Spiderman 3 follows the same model as most other licensed games – – loosely follow the movie’s storyline while adding in new original content to satisfy even the most hardcore fans. The game does a great job with this, incorporating a wide variety of missions, like landing a stolen helicopter, to stopping car thieves, especially when Spiderman 2 consisted of roughly three repeating side missions. Each time you stop crime, your Citizen Satisfactory Index (CSI) goes up in a specific gang territory and crime will go down. For instance, if you have a strong CSI rating in the Dragon Tail’s gang (yes, that truly is the gang’s name) territory, the area will have less crime than the others.

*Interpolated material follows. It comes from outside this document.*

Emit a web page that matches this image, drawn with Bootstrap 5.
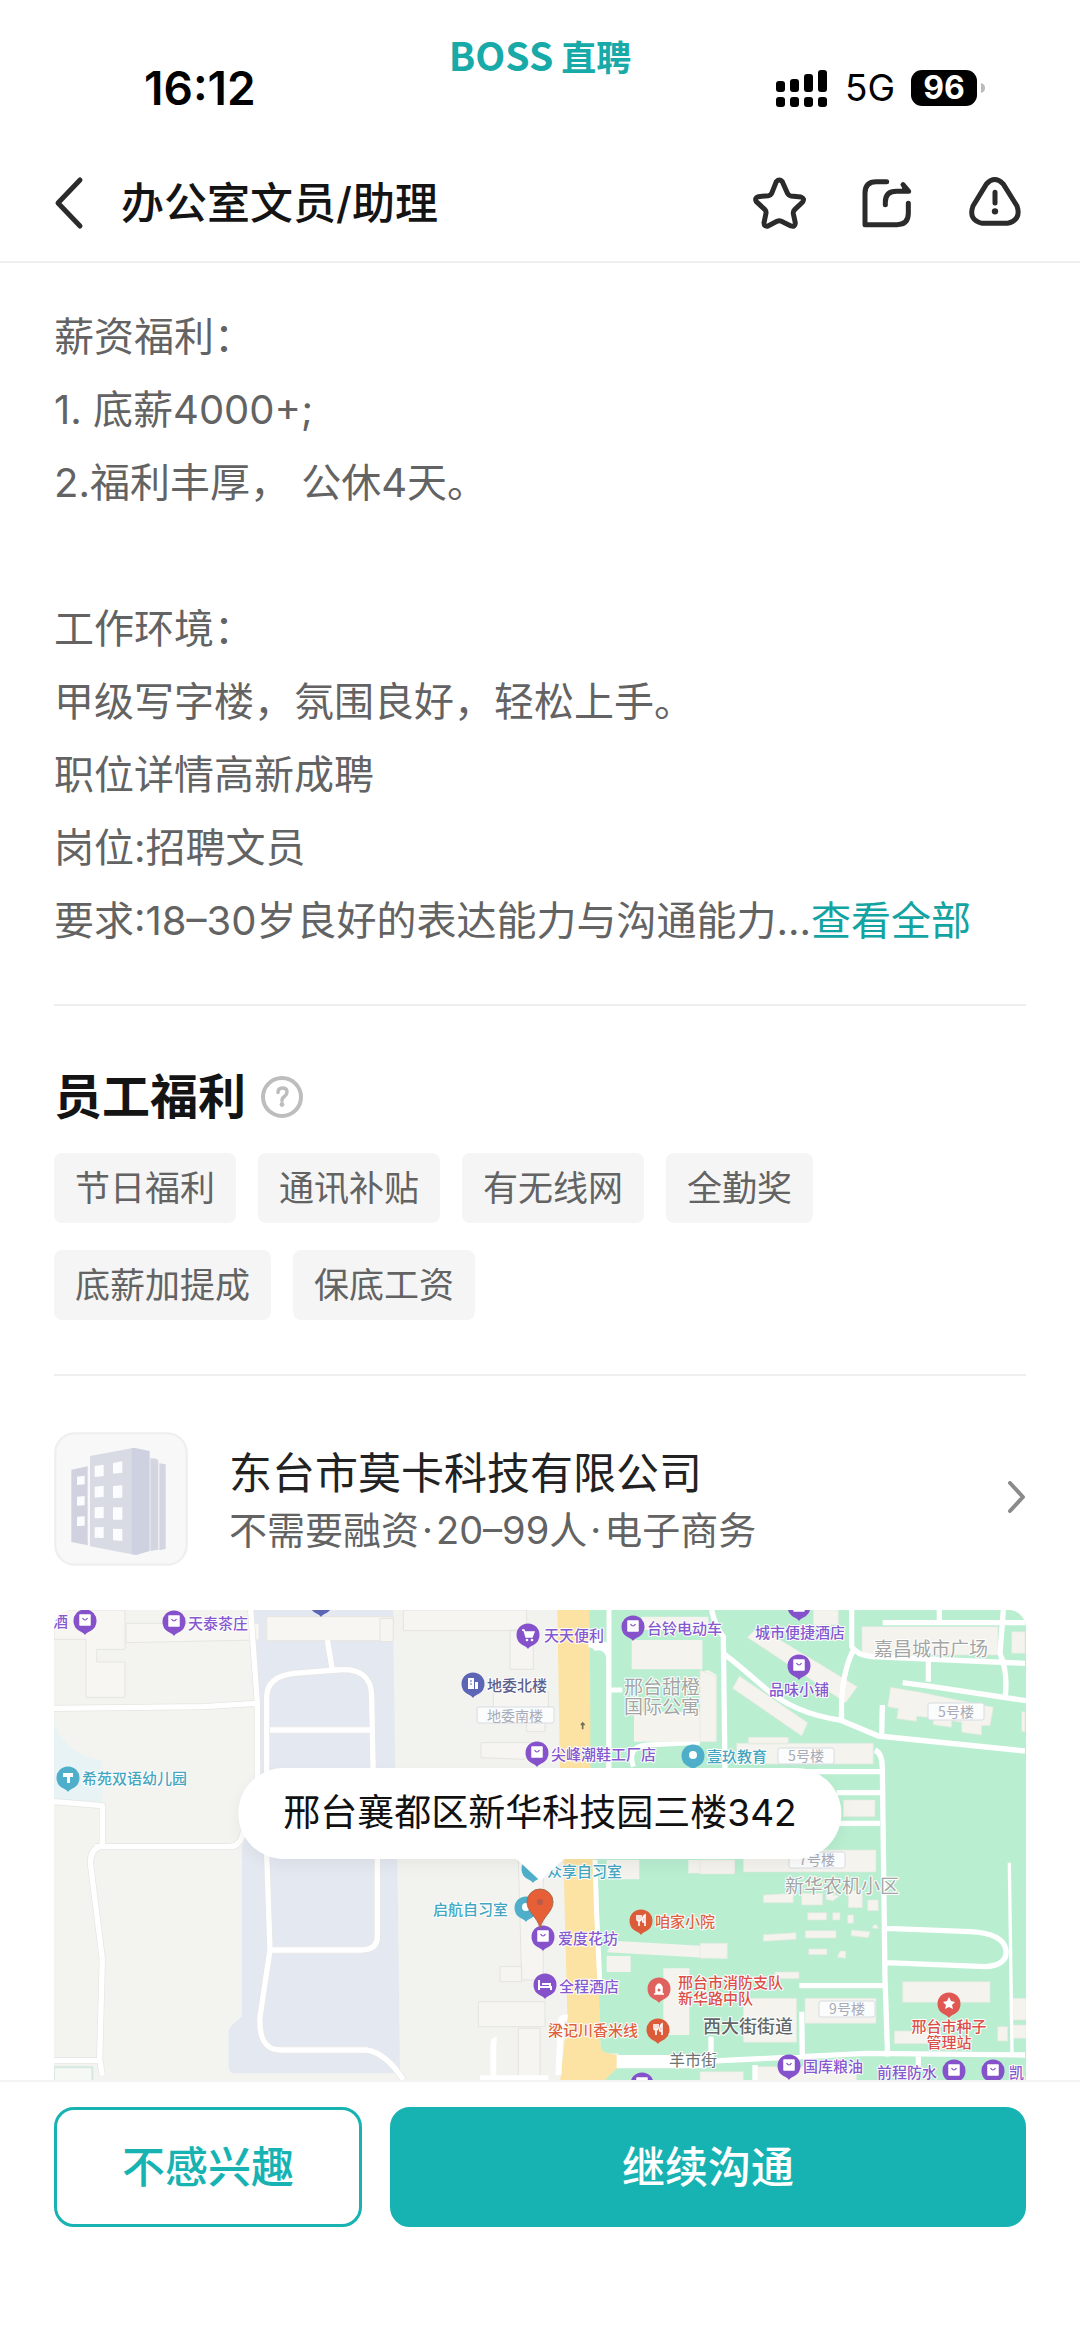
<!DOCTYPE html>
<html lang="zh-CN">
<head>
<meta charset="utf-8">
<meta name="viewport" content="width=device-width, initial-scale=1">
<title>办公室文员/助理</title>
<link href="https://cdn.jsdelivr.net/npm/bootstrap@5.3.0/dist/css/bootstrap.min.css" rel="stylesheet">
<style>
:root { --teal: #16b3b2; --ink: #141414; --grey: #636363; --line: #efefef; --edge: 54px; }
body { font-family: Inter, "Noto Sans CJK SC", sans-serif; color: var(--ink); background: #fff; }
a { text-decoration: none; }
.edge { padding-left: var(--edge); padding-right: var(--edge); }
.status { height: 144px; }
.side { flex: 1 0 0; }
.clock { padding: 60px 0 0 90px; font-size: 46px; line-height: 56px; font-weight: 600; color: #000; }
.brand { padding-top: 30px; font-family: "Noto Sans CJK SC", sans-serif; font-weight: 700; color: #17aaa8; line-height: 48px; font-size: 39px; }
.brand span { font-size: 35px; }
.signals { padding: 60px 40px 0 0; height: 116px; color: #000; }
.net { font-size: 37px; line-height: 56px; }
.batt { width: 66px; height: 36px; border-radius: 11px; background: #000; color: #fff; font-size: 32px; line-height: 36px; font-weight: 700; text-align: center; }
.topbar { height: 119px; border-bottom: 2px solid var(--line); }
.topbar h1 { font-size: 43px; line-height: 60px; font-weight: 500; }
.tools { gap: 50px; padding-right: 2px; }
.icon-btn { border: 0; padding: 0; background: none; line-height: 0; }
.desc { font-size: 40px; line-height: 73px; color: var(--grey); padding-top: 37px; padding-bottom: 47px; }
.desc p { margin: 0; min-height: 73px; }
.desc a { color: #12a3a2; }
.rule { border-top: 2px solid var(--line); margin: 0 var(--edge); }
.perks { padding-top: 59px; padding-bottom: 54px; }
.perks h2 { font-size: 48px; line-height: 64px; font-weight: 700; margin: 0 14px 0 0; }
.chips { gap: 27px 22px; padding: 0 120px 0 0; }
.chip { padding: 0 21px; height: 70px; line-height: 70px; font-size: 35px; color: var(--grey); background: #f5f5f5; border-radius: 8px; }
.company { padding-top: 56px; padding-bottom: 44px; color: #222; gap: 41px; }
.company-info { padding-top: 4px; }
.company-name { font-size: 43px; line-height: 58px; color: #222; }
.company-sub { font-size: 38px; line-height: 56px; color: var(--grey); }
.company-sub i { font-style: normal; margin: 0 3px; }
.map-box { border-radius: 18px 18px 0 0; overflow: hidden; }
.map-box svg.map { width: 100%; height: auto; display: block; }
.address { left: 50%; top: 158px; transform: translateX(-50%); height: 91px; padding: 0 45px; line-height: 90px; font-size: 37px; border-radius: 46px; background: #fff; white-space: nowrap; color: #111; box-shadow: 0 6px 16px rgba(0,0,0,.05); }
.address::after { content: ""; position: absolute; left: 50%; top: 90px; margin-left: -25px; border: 25px solid transparent; border-top: 23px solid #fff; border-bottom: 0; }
.actions { border-top: 2px solid #f3f3f3; padding-top: 25px; padding-bottom: 121px; gap: 28px; }
.actions .btn { height: 120px; border-radius: 20px; font-size: 43px; font-weight: 500; border: 3px solid var(--teal); }
.actions .btn-skip { flex: 0 0 308px; color: var(--teal); background: #fff; }
.actions .btn-chat { background: var(--teal); color: #fff; }
.map text { font-family: "Noto Sans CJK SC", sans-serif; font-size: 15px; font-weight: 500; paint-order: stroke; stroke: #fff; stroke-width: 2px; stroke-linejoin: round; }
.map .t-violet { fill: #8659cf; } .map .t-teal { fill: #45a6c0; } .map .t-orange { fill: #dd6340; } .map .t-red { fill: #dc4f49; }
.map .t-indigo { fill: #5c5f8e; }
.map .t-area { fill: #a3a5a4; font-size: 19px; font-weight: 400; }
.map .t-street { fill: #5f6767; font-size: 18px; } .map .t-lane { fill: #6d7372; font-size: 16px; font-weight: 400; }
.map .t-block { fill: #a9abb8; font-size: 14px; font-weight: 400; stroke: none; }
</style>
<script src="https://cdn.jsdelivr.net/npm/bootstrap@5.3.0/dist/js/bootstrap.bundle.min.js"></script>
</head>
<body>
<header>
  <div class="status edge d-flex">
    <div class="side"><div class="clock">16:12</div></div>
    <div class="brand">BOSS<span class="ms-2">直聘</span></div>
    <div class="side"><div class="signals d-flex justify-content-end align-items-center">
      <svg width="54" height="38" viewBox="0 0 54 38" class="me-3" aria-hidden="true"><g fill="#000"><rect x="1" y="12" width="9" height="11" rx="3"/><rect x="15" y="10" width="9" height="13" rx="3"/><rect x="29" y="5" width="9" height="18" rx="3"/><rect x="43" y="1" width="9" height="22" rx="3"/><rect x="1" y="28" width="9" height="10" rx="3"/><rect x="15" y="28" width="9" height="10" rx="3"/><rect x="29" y="28" width="9" height="10" rx="3"/><rect x="43" y="28" width="9" height="10" rx="3"/></g></svg>
      <span class="net me-3">5G</span>
      <span class="batt">96</span>
      <svg width="9" height="36" viewBox="0 0 9 36" aria-hidden="true"><path d="M4 13q4 1 4 5t-4 5z" fill="#bbb"/></svg>
    </div></div>
  </div>
  <nav class="topbar edge d-flex align-items-center">
    <button class="icon-btn me-4" aria-label="返回"><svg width="43" height="58" viewBox="0 0 43 58"><path d="M26 6 4 29 26 52" fill="none" stroke="#2b2b2b" stroke-width="5" stroke-linecap="round" stroke-linejoin="round"/></svg></button>
    <h1 class="m-0 me-auto">办公室文员/助理</h1>
    <div class="tools d-flex">
      <button class="icon-btn" aria-label="收藏"><svg width="58" height="58" viewBox="60 402 174 174" fill="none" stroke="#2b2b2b" stroke-width="15" stroke-linejoin="round"><path d="M139 425q9-10 18 0l16 36q3 6 10 7l30 3q12 4 5 15l-24 23q-5 5-4 12l6 28q-1 13-13 9l-29-14q-6-3-13 0l-27 14q-12 3-12-10l6-28q1-7-4-12l-25-23q-6-12 6-15l30-3q7-1 10-7z"/></svg></button>
      <button class="icon-btn" aria-label="分享"><svg width="58" height="58" viewBox="384 402 174 174" fill="none" stroke="#2b2b2b" stroke-width="15" stroke-linecap="round" stroke-linejoin="round"><path d="M470 425h-31q-34 0-34 34v95h96q34 0 34-34v-30M466 494v-8q0-32 34-32h36l-17-20"/><path d="M520 436v15h16z" fill="#2b2b2b" stroke-width="8"/></svg></button>
      <button class="icon-btn" aria-label="举报"><svg width="58" height="58" viewBox="708 402 174 174" fill="none" stroke="#2b2b2b" stroke-width="15" stroke-linecap="round" stroke-linejoin="round"><path d="M770 431q24-25 49 0l42 67q14 42-29 52h-75q-43-10-28-52z"/><path d="M795 457v32"/><circle cx="795" cy="514" r="9.500" fill="#2b2b2b" stroke="none"/></svg></button>
    </div>
  </nav>
</header>
<main>
  <section class="desc edge text-nowrap">
    <p>薪资福利：</p>
    <p>1. 底薪4000+;</p>
    <p>2.福利丰厚， 公休4天。</p>
    <p></p>
    <p>工作环境：</p>
    <p>甲级写字楼，氛围良好，轻松上手。</p>
    <p>职位详情高新成聘</p>
    <p>岗位:招聘文员</p>
    <p>要求:18–30岁良好的表达能力与沟通能力...<a href="#">查看全部</a></p>
  </section>
  <div class="rule"></div>
  <section class="perks edge">
    <div class="d-flex align-items-center mb-4">
      <h2>员工福利</h2>
      <button class="icon-btn" aria-label="福利说明"><svg width="44" height="44" viewBox="0 0 44 44" fill="none" stroke="#bdbdbd"><circle cx="22" cy="22" r="19" stroke-width="4"/><path d="M18 17.500q0-4.500 4.500-4.500t4.500 4q0 2.500-2.500 4.500-2.500 1.500-2.500 4" stroke-width="3.500" stroke-linecap="round"/><circle cx="22" cy="29.500" r="2.400" fill="#bdbdbd" stroke="none"/></svg></button>
    </div>
    <div class="chips d-flex flex-wrap">
      <span class="chip">节日福利</span><span class="chip">通讯补贴</span><span class="chip">有无线网</span><span class="chip">全勤奖</span><span class="chip">底薪加提成</span><span class="chip">保底工资</span>
    </div>
  </section>
  <div class="rule"></div>
  <a href="#" class="company edge d-flex align-items-center">
    <svg width="134" height="134" viewBox="0 0 402 402" aria-hidden="true"><rect x="4" y="4" width="394" height="394" rx="58" fill="#f8f8f8" stroke="#efefef" stroke-width="7"/>
      <g transform="translate(-41 -36)"><path d="M93 149l49-10v237l-49-10z" fill="#d0d3df"/><path d="M330 115q22-2 24 8v266l-24 4zM357 130l19 3v254l-19 4z" fill="#d3d6e0"/><path d="M149 108l125-23 18 5v314l-18-1-125-24z" fill="#d8dbe4"/><path d="M274 85q4-3 14 0l40 8v300l-40 12-14-2z" fill="#ced2e0"/><g fill="#fbfcfd"><path d="M110 170l23-3v26l-23 2zM110 230l23-2v28l-23 1zM110 290l23-1v28l-23 1zM163 138l27-4v34l-27 3zM163 200l27-3v33l-27 3zM163 262l27-2v34l-27 1zM163 322l27-1v33l-27-1zM218 129l28-5v34l-28 3zM218 198l28-2v37l-28 1zM218 262h28v37h-28zM218 326l28 1v36l-28-2z"/></g></g></svg>
    <div class="company-info me-auto"><div class="company-name">东台市莫卡科技有限公司</div><div class="company-sub">不需要融资<i>·</i>20–99人<i>·</i>电子商务</div></div>
    <svg width="20" height="36" viewBox="0 0 20 36" aria-hidden="true"><path d="M4 2 17 16 4 30" fill="none" stroke="#8b8b8b" stroke-width="4" stroke-linecap="round" stroke-linejoin="round"/></svg>
  </a>
  <section class="edge">
    <div class="map-box position-relative">
      <svg class="map" viewBox="0 0 972 470" role="img" aria-label="地图">
        <defs>
          <path id="drop" d="M0 14C-2 11-4 11-7 9A11.500 11.500 0 1 1 7 9C4 11 2 11 0 14z"/>
          <g id="bag"><path d="M-5-6h10v10h-10z" fill="#fff" stroke="#fff" stroke-width="1.500" stroke-linejoin="round"/><path d="M-2.500-3q2.500 4 5 0" fill="none" stroke="#8552cc" stroke-width="1.200"/></g>
          <g id="shop"><use href="#drop" fill="#8552cc"/><use href="#bag"/></g>
          <g id="food"><use href="#drop" fill="#dc5b39"/><path d="M-4-6v4q0 2 2 2t2-2v-4M-2-6v11M4 5v-11q-3 2-2 7h2" fill="none" stroke="#fff" stroke-width="1.600"/></g>
          <g id="dot"><use href="#drop" fill="#4fafcb"/><circle cy="-1" r="4" fill="#fff"/></g>
          <path id="west-roads" d="M632 30l20 280v220q-3 100-43 170-10 40-40 40H165M42 325l450-5 160-10M42 605l145 12v120q-40 10-35 60l35 280-8 300 8 50M42 1382h140M862 120l15 90M680 540V290q2-60 80-70l130-10q105-10 105 80l5 250M690 390h305M680 760l10 290h270q52 0 52-40V760M690 1050l-30 200q-5 100 60 100h260q60 10 110 90"/>
        </defs>
        <rect width="972" height="470" fill="#f3f3ef"/>
        <!-- western blocks -->
        <g transform="translate(-14 -10) scale(.333333)">
          <path d="M640 30h740v90h-320l6 380 10 500 5 420H580q-16-4-14-30v-100q10-20 40-40V740l60-140z" fill="#e4e9f1"/>
          <path d="M1060 30h900v1420h-880l-10-900z" fill="#f2f2ef"/>
          <path d="M42 350q10 100 145 135v130l-145-10z" fill="#e7f3f5"/>
          <g fill="#f7f6f2" stroke="#e6e5e0" stroke-width="3"><path d="M42 30h213v118h-85v38h85v106H138V118H42zM258 70h400v50l-400 8zM680 50h380v72H680z"/></g>
          <path d="M42 1402h115v50H42z" fill="#f6f8f4" stroke="#d4e9e2" stroke-width="6"/>
          <use href="#west-roads" fill="none" stroke="#e5e5e3" stroke-width="20" stroke-linejoin="round"/>
          <use href="#west-roads" fill="none" stroke="#fff" stroke-width="16" stroke-linejoin="round"/>
        </g>
        <!-- avenue and central blocks -->
        <g transform="translate(326 -10) scale(.333333)">
          <g fill="#f6f5f2" stroke="#e3e3df" stroke-width="3"><path d="M0 55h40v70H0zM70 30h370v62H70zM390 90h70v118h-70zM340 275h165v65H340zM440 340h55v55h-55zM303 428h190l-60 50-130-5zM415 780h75v360h-65zM360 1100h65v45h-65zM295 1205h200v75H295zM415 1285h65v155h-65z"/></g>
          <path d="M532 30h98l5 480 12 400 15 430q20 25 55 25v80H540l22-190-12-500-10-245z" fill="#fce3a3"/>
          <path d="M628 30h1320v1420H665l50-50v-40q-50 5-53-20l-15-430-12-400z" fill="#b9eed1"/>
          <path d="M625 120h30q32 0 32 30V30v480l-32-5q-5-10-5-30V180q0-38-25-38z" fill="#fff"/>
          <path d="M655 175v320" stroke="#b9eed1" stroke-width="48" stroke-linecap="round"/>
          <path d="M687 30v480M687 270h40M645 780l5 160 10 220M760 500q-20-60 40-65l160-8" fill="none" stroke="#fff" stroke-width="15"/>
          <g fill="#f4f3ee"><path d="M755 120h212v88H755zM965 215l20-5 25 15v200H762v-90h205zM785 50h200v40H785zM680 780h98v58h-98zM680 1068h72v48h-72zM700 1022l340 20v35l-360-20zM850 1105h78v200h-78zM925 780h140v40H925z"/></g>
          <path d="M340 1440v-105q0-15 10-15M535 1425l8-160q0-15 20-12M300 1435h205" fill="none" stroke="#fff" stroke-width="18"/>
          <path d="M715 1370h260v30H715zM992 1310v70" fill="#fff" stroke="#fff" stroke-width="10"/>
          <path d="M608 388v-18m-5 5 5-6 6 6" stroke="#756f56" stroke-width="5" fill="none"/>
        </g>
        <!-- eastern blocks -->
        <g transform="translate(646 -10) scale(.333333)">
          <g fill="#f4f3ee" stroke="#e2e9df" stroke-width="2"><path d="M175 80l297 180-35 48L142 112zM118 228l205 140-18 40L98 265zM0 210l48 20v195H0zM110 430h410v62H110zM145 412h120v20H145zM486 80h408v85H486zM935 95h40v65h-40zM340 30h75v45h-75zM572 262l90 15 218 45-10 55h-25v28l-60-8v-30l-30-5v20l-55-8v-20l-50-5v15l-60-8 5-30-32-6zM430 600h95v50h-95zM130 750h398v66H130zM0 780h103v42H0zM965 335h10v60h-10zM190 885l90-5v28h-90zM305 880h63v35h-63zM380 878l38 10-20 15-20-5zM445 870l42 5v48h-42zM503 900h32v32h-32zM323 938h57v22h-57zM398 938h22v22h-22zM443 945h18v25h-18zM455 990l55 5-5 18-52-6zM518 978l10-5 8 12h-18zM190 1004l98-6v20l-98 6zM316 992h92v22h-92zM326 1047h55v17h-55zM420 1053h17v22l-25-3zM0 1030h82v45H0zM225 1116h72v20h-72zM130 1195h160v132H130zM315 1195h213v75H315zM608 1145h262v62H608zM583 1293h140v38H583zM893 1280h30v43h-30zM938 1195h40v65h-40zM938 1275h40v40h-40zM0 1415h130v30H0zM170 1400h300v45H170z"/></g>
          <g fill="none" stroke="#fff" stroke-width="16" stroke-linejoin="round"><path d="M35 30q10 50 35 80l5 400M70 160q40 30 120 100 90 80 230 100l115 48 440 45M455 30v110q15 25 60 30l460 20M460 150q-40 80-35 210M545 410l2-95M548 68h427M718 30v30M685 180v65M608 248l90 12 280 42M910 30l-10 130q25 60 15 135M525 450q22 10 22 55l8 630 8 235M540 515H110M540 578H410M540 670H410M560 985l250 10q100 5 108 55 5 45-60 50l-300-12M550 1157H298M0 1385l500-25 475 5M305 1235l2 135M33 1310v70M165 1395v50M655 1370v40"/><path d="M928 788l8 570" stroke-width="10"/></g>
        </g>
        <g fill="#fbfcfc" stroke="#d8dce2"><rect x="423" y="97" width="77" height="16" rx="2"/><rect x="874" y="93" width="56" height="17" rx="2"/><rect x="724" y="138" width="56" height="16" rx="2"/><rect x="735" y="242" width="56" height="16" rx="2"/><rect x="765" y="391" width="56" height="16" rx="2"/></g>
        <g text-anchor="middle">
          <text class="t-block" x="461" y="111">地委南楼</text><text class="t-block" x="902" y="107">5号楼</text><text class="t-block" x="752" y="151">5号楼</text><text class="t-block" x="763" y="255">7号楼</text><text class="t-block" x="793" y="404">9号楼</text>
          <text class="t-area" x="608" y="84">邢台甜橙</text><text class="t-area" x="608" y="104">国际公寓</text><text class="t-area" x="877" y="46">嘉昌城市广场</text><text class="t-area" x="788" y="283">新华农机小区</text>
          <text class="t-street" x="694" y="423">西大街街道</text><text class="t-lane" x="639" y="456">羊市街</text>
          <text class="t-violet" x="746" y="28">城市便捷酒店</text><text class="t-violet" x="745" y="85">品味小铺</text>
          <text class="t-red" x="895" y="422">邢台市种子</text><text class="t-red" x="895" y="438">管理站</text>
        </g>
        <g class="t-violet"><text x="-1" y="17">酒</text><text x="134" y="19">天泰茶庄</text><text x="490" y="31">天天便利</text><text x="593" y="24">台铃电动车</text><text x="497" y="150">尖峰潮鞋工厂店</text><text x="504" y="334">爱度花坊</text><text x="505" y="382">全程酒店</text><text x="749" y="462">国库粮油</text><text x="823" y="468">前程防水</text><text x="955" y="468">凯</text></g>
        <g class="t-teal"><text x="28" y="174">希苑双语幼儿园</text><text x="653" y="152">壹玖教育</text><text x="493" y="267">众享自习室</text><text x="379" y="305">启航自习室</text></g>
        <text class="t-indigo" x="433" y="81">地委北楼</text>
        <g class="t-orange"><text x="601" y="317">咱家小院</text><text x="494" y="426">梁记川香米线</text></g>
        <g class="t-red"><text x="624" y="378">邢台市消防支队</text><text x="624" y="394">新华路中队</text></g>
        <use href="#shop" x="31" y="11"/><use href="#shop" x="120" y="12"/><use href="#shop" x="579" y="17"/><use href="#shop" x="483" y="143"/><use href="#shop" x="745" y="-3"/><use href="#shop" x="745" y="56"/><use href="#shop" x="489" y="327"/><use href="#shop" x="735" y="456"/><use href="#shop" x="900" y="461"/><use href="#shop" x="939" y="461"/><use href="#shop" x="588" y="474"/>
        <use href="#drop" x="267" y="-7" fill="#5d65b5"/>
        <g transform="translate(474 25)"><use href="#drop" fill="#8552cc"/><path d="M-6-5h2l2 7h6l2-5h-9" fill="#fff" stroke="#fff" stroke-width="1.500"/><circle cx="-1" cy="5" r="1.300" fill="#fff"/><circle cx="4" cy="5" r="1.300" fill="#fff"/></g>
        <g transform="translate(419 74)"><use href="#drop" fill="#5d65b5"/><path d="M-5 5v-11h6v11zM2 5v-7h3v7z" fill="#fff"/><path d="M-3-3h2m-2 3h2" stroke="#5d65b5"/></g>
        <g transform="translate(491 375)"><use href="#drop" fill="#8552cc"/><path d="M-6-5v10M-6 2h12v3M-3-1h8v3" fill="none" stroke="#fff" stroke-width="2"/></g>
        <g transform="translate(14 168)"><use href="#drop" fill="#4fafcb"/><path d="M-5-5h10v4h-10zM-1-1h3v6h-3z" fill="#fff"/></g>
        <use href="#dot" x="639" y="146"/><use href="#dot" x="479" y="259"/><use href="#dot" x="472" y="298"/>
        <use href="#food" x="587" y="311"/><use href="#food" x="604" y="420"/>
        <g transform="translate(605 379)"><use href="#drop" fill="#e0625e"/><path d="M-5 5h10M-3 4v-6q3-6 6 0v6z" fill="#fff" stroke="#fff" stroke-width="1.500"/><circle cy="1" r="1.500" fill="#e0625e"/></g>
        <g transform="translate(895 394)"><use href="#drop" fill="#e05753"/><path d="M0-7l2 4 4 1-3 3 1 4-4-2-4 2 1-4-3-3 4-1z" fill="#fff"/></g>
        <path d="M486 318C483 306 473 302 473 292a13 13 0 0 1 26 0C499 302 489 306 486 318z" fill="#e65f37" stroke="#a5684d" stroke-width="1"/><circle cx="486" cy="292" r="3" fill="#b95b48"/>
      </svg>
      <div class="address position-absolute">邢台襄都区新华科技园三楼342</div>
    </div>
  </section>
</main>
<footer class="actions edge d-flex">
  <button class="btn btn-skip">不感兴趣</button>
  <button class="btn btn-chat flex-grow-1">继续沟通</button>
</footer>
</body>
</html>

Making the whole CSI thing even cooler is the fact that the game’s designers have completely redone the Spider Sense feature. Now, clicking the right thumbstick will not only slow down action on the screen, but will illuminate all crime and threats in bright red while everything else turns a muddy shade of gray. This is where the city truly comes alive as you could be on your way to a mission, when you see cops race by you, and your spider sense acts up. Want to see something cool? Swing up to one of the tallest buildings in the city and look down, now turn your spider sense on — New York is not a safe place indeed.
A city that never sleeps must have it’s fair share of problems, and boy does Spiderman 3’s New York have its own. While, the NPC’s that populate the cities streets will react to the action going on during the missions, when swinging around the city, they act as if you’re not even there. I’m sure it’s easy to ignore a grown man dropping from a skyscraper in a red and blue spider costume. Though the developers made the city huge, they did so at the expense of detail and continuity. Most buildings look the same, with little or no distinguishing features, and when Spiderman climbs to the top of some of the tallest buildings, his animations become very sporadic and jumpy looking.
Like Spiderman 2 before it, web-slinging is at the heart of Spiderman 3. Literally every inch of New York City is completely open to you as soon as you boot up the game. Want to go to the top of that building? Go for it. Feel like watching traffic from high atop Times Square – you can do it – and in style too. As you progress through the game, you’ll receive upgrades to everything from your speed to your vast array of gymnast like air maneuvers. It’s a really cool feeling to be able to swan dive off one of the city’s tallest buildings, and then pull a web line at the last second, zooming up to the top of another tall building.
With how awesome web-slinging is, it’s too bad that the game’s camera system is so atrocious. Too often when zooming around the city, you will suddenly go from a clear view of Spidey going through the city at Sunset too the backside of a building. What’s more, this happens a lot during races and pursuit missions, which of course hinder your progress. Things don’t get better during combat either, as you’ll find yourself looking at Spiderman, instead of the bad guys who are shooting guns or throwing fire at you. What’s the point in having icons above enemy’s heads if you can’t see them?
Spiderman 3 features new contextual mini games. Inspired by God of War, these mini games take Spidey through scripted heroic events like rescuing people from buildings or disarming bombs with a sense of times button presses. These events don’t happen frequently, so when they come up they manage to stay fresh, even if they are extremely simple. Most of these events require you to press one, or two buttons, which obviously can be done quite easily. They also come up at weird times, sure, it’s cool to have them during boss battles, but why couldn’t I just save that woman from the burning building?
Combat is pretty much what you’d expect if you’ve played previous Spiderman games – button mashing and bad AI. The thugs and gang members you’ll encounter in Spiderman 3’s New York are so inept that you’ll find them trying to fight a wall, or trying to run through cars more often than you will find them attempting to fight you in any way. New to Spiderman 3, is the game’s reversal system, which slows down time much like bullet-time in other games. By pressing the right bumper when a small yellow icon appears over an enemies head, Spidey will be able to dodge and issue an attack to the enemy. The system works well, but the game relies on it too much. When surrounded by a crowd of enemies, it seems to be the only thing that can clear out the crowd – even with all of Spidey’s fancy moves.
As a licensed game, Spiderman 3 is exceptional, but its problems and shortcomings stop it from being a notable game altogether. Though fans of the movies and comic books will enjoy swinging through a wide-open New York, and the mildly amusing storyline, the game could prove to be all too frustrating when the glitches really start to go bad.